Add Color or Dye Trying: DIY Project Transformations with Pigment

Immediately after finishing up my mudcloth project earlier this month, I looked around the house and asked myself, "Hmmmm, now what else can I dye?" There are so many other materials out there in the world, why stop at just fabric? I just want to turn the world into a great big vat of Rit Dye or blackberries and throw everything — furniture, accessories, you name it — in and swirl it around.
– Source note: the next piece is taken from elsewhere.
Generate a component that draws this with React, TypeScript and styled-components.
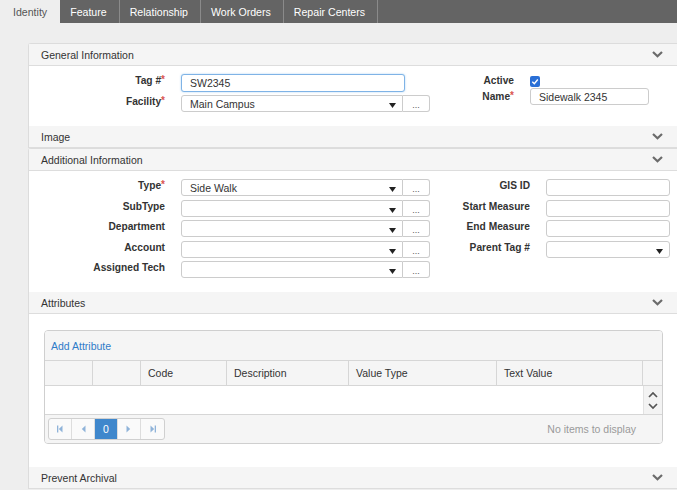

Until that happens, here are some ways to alter something you perhaps already own, and inject a little color into your space. Use the right pigment for the material, and the world is your dye bath.

TOP ROW:

  • Plastic: Here's something I would have never thought to do: dye ordinary plastic switch plates. Using recipes from Rit Dye, you can also color match the paint on your walls. Booom. That was the sound of your mind being blown.
  • Wood: We've seen the "dipped" look lots, but it's usually done with tape and paint. Wood absorbs color really well, which makes stool feet perfect candidates for a dye job. Martha Stewart did it, and the results are really great.
  • Bamboo: Martha also dunked some place mats, and instantly transformed inexpensive bamboo into something more personal and fun.
  • Wicker: And speaking of natural materials, The Andes House makes some beautiful clever color-blocked modular lampshades. You could achieve a similar look with an existing lampshade, like this $39 one from Ikea.
  • Leather: And then there is always leather. Design Sponge came up with these stained round coasters, and I can see this technique applied to other, larger projects.
BOTTOM ROW:
  • Cement: Plain concrete projects are everywhere these days, but the Curtis Casa experimented with cement pigment for her planters.
  • Rope: In case you wondered, dying rope is a total yes according to Delightfully Noted!
  • Glass: Tinted mason jars add great pastel color to a shelf or glass cabinet. Momtastic did a bunch in every color in the rainbow.
  • Wax: If you find yourself making candles one afternoon, inject additional shades with some melted crayons in different colors. This idea is from, again, Martha Stewart.
  • Rug: The bright saturated color of over-dyed rugs is possible with commercial dye and some elbow grease. Robert from Design Lines did it for about $175.

What's the weirdest thing you've ever tried to dye, and did it work?